But Trump seems to have taken that appreciation and reliance to another level. He appointed a retired Marine Corps general, Jim Mattis, as defense secretary, and a three-star Army officer, Lt. Gen. H.R. McMaster, as his national security adviser. Both men have extensive experience with special operations forces. And the National Security Council's new senior director for counterterrorism, Christopher P. Costa, is a retired Special Forces intelligence officer.

Sharing an unusual window into the private conversations between Trump and his senior commanders, Army Gen. Tony Thomas, the head of the U.S. Special Operations Command, said the president had made clear his urgent priority for counterterrorism missions conducted by the military's elite forces during a visit to military headquarters at Tampa's MacDill Air Force Base last month.
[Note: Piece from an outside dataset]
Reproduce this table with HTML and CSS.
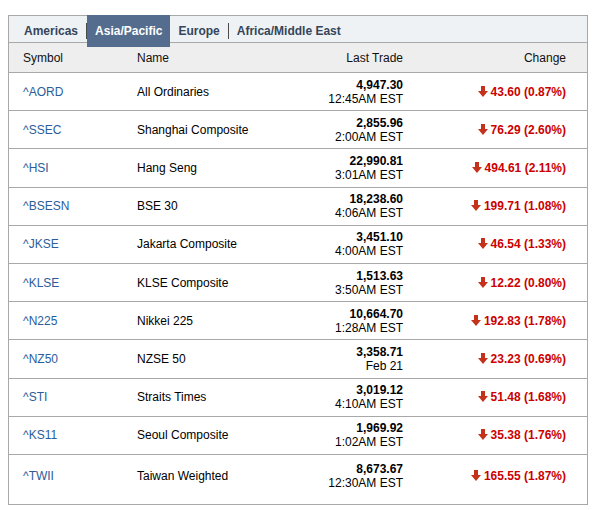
FILE: index.html
```html
<!DOCTYPE html>
<html>
<head>
<meta charset="utf-8">
<link rel="stylesheet" href="styles.css">
</head>
<body>
<div class="box">
  <div class="tabs">
    <span class="tab">Americas</span><span class="sep"></span><span class="tab active">Asia/Pacific</span><span class="tab">Europe</span><span class="sep"></span><span class="tab">Africa/Middle East</span>
  </div>
  <table class="quotes">
    <colgroup><col class="c1"><col class="c2"><col class="c3"><col class="c4"></colgroup>
    <thead>
      <tr><th class="h-sym">Symbol</th><th class="h-name">Name</th><th class="h-num">Last Trade</th><th class="h-chg">Change</th></tr>
    </thead>
    <tbody id="rows"></tbody>
  </table>
</div>
<script src="script.js"></script>
</body>
</html>
```
FILE: script.js
```js
const data = [
  ["^AORD","All Ordinaries","4,947.30","12:45AM EST","43.60 (0.87%)"],
  ["^SSEC","Shanghai Composite","2,855.96","2:00AM EST","76.29 (2.60%)"],
  ["^HSI","Hang Seng","22,990.81","3:01AM EST","494.61 (2.11%)"],
  ["^BSESN","BSE 30","18,238.60","4:06AM EST","199.71 (1.08%)"],
  ["^JKSE","Jakarta Composite","3,451.10","4:00AM EST","46.54 (1.33%)"],
  ["^KLSE","KLSE Composite","1,513.63","3:50AM EST","12.22 (0.80%)"],
  ["^N225","Nikkei 225","10,664.70","1:28AM EST","192.83 (1.78%)"],
  ["^NZ50","NZSE 50","3,358.71","Feb 21","23.23 (0.69%)"],
  ["^STI","Straits Times","3,019.12","4:10AM EST","51.48 (1.68%)"],
  ["^KS11","Seoul Composite","1,969.92","1:02AM EST","35.38 (1.76%)"],
  ["^TWII","Taiwan Weighted","8,673.67","12:30AM EST","165.55 (1.87%)"]
];
const arrow = '<svg class="arr" width="10" height="11" viewBox="0 0 10 11"><path d="M3 0H7V5H10L5 11L0 5H3Z" fill="#c4321b"/></svg>';
document.getElementById("rows").innerHTML = data.map(r =>
  `<tr><td class="sym"><a>${r[0]}</a></td><td class="name">${r[1]}</td><td class="num"><b>${r[2]}</b><br>${r[3]}</td><td class="chg">${arrow}<span>${r[4]}</span></td></tr>`
).join("");
```
FILE: styles.css
```css
body {
  margin: 15px 8px 8px 8px;
  font-family: "Liberation Sans", Arial, sans-serif;
  font-size: 12px;
  color: #000;
  background: #fff;
}
.box {
  width: 578px;
  border: 1px solid #a8a8a8;
  padding-bottom: 9px;
}
.tabs {
  display: flex;
  align-items: flex-start;
  height: 26px;
  background: #eef2f5;
  border-bottom: 1px solid #a8a8a8;
  padding-left: 7px;
}
.tab {
  padding: 8px 8px 4px;
  line-height: 14px;
  font-weight: bold;
  color: #36455a;
}
.tab.active {
  position: relative;
  z-index: 2;
  background: #546d8e;
  color: #fff;
  margin-top: -2px;
  padding: 10px 8px 9px;
}
.sep {
  width: 1px;
  height: 16px;
  margin-top: 7px;
  background: #4a4a4a;
}
.quotes {
  width: 578px;
  border-collapse: collapse;
  table-layout: fixed;
}
.c1 { width: 128px; }
.c2 { width: 170px; }
.c3 { width: 112px; }
.c4 { width: 168px; }
th {
  font-weight: normal;
  height: 29px;
  padding: 0;
  background: #eeeeee;
  border-bottom: 1px solid #a8a8a8;
  line-height: 14px;
  text-align: left;
  color: #111;
}
.h-sym { padding-left: 14px; }
.h-num { text-align: right; padding-right: 16px; }
.h-chg { text-align: right; padding-right: 21px; }
td {
  height: 37.2px;
  padding: 0;
  line-height: 14px;
  border-bottom: 1px solid #a8a8a8;
  vertical-align: middle;
}
tbody tr:last-child td {
  border-bottom: none;
  padding-top: 3px;
}
.sym { padding-left: 14px; }
.sym a { color: #2a5d9b; }
.num { text-align: right; padding-right: 16px; }
.num b { font-weight: bold; }
.chg { text-align: right; padding-right: 21px; color: #cc0000; font-weight: bold; }
.arr { vertical-align: -1px; margin-right: 3px; }
```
"There were some pretty pointed questions about what winning looks like, and how are you going to get there," Thomas told a special operations conference outside Washington after the presidential visit.

And while the Pentagon could eventually send a few thousand more conventional troops to the fights in Iraq, Syria and Afghanistan, Thomas warned that senior commanders feared that "more troops on the ground may mean you own the problem when you're done with it."

That concern gives weight to arguments for greater reliance on special operators as the Trump administration for now eschews larger deployments of conventional troops and proposes deep cuts in foreign aid and State Department budgets.

The global reach of special operators is widening. During the peak of the conflicts in Iraq and Afghanistan, nearly 13,000 special operations forces were deployed on missions across the globe, but a large majority were assigned to those two countries. Now, more than half of the 8,600 elite troops overseas are posted outside the Middle East or South Asia, operating in 97 countries, according to SOCom.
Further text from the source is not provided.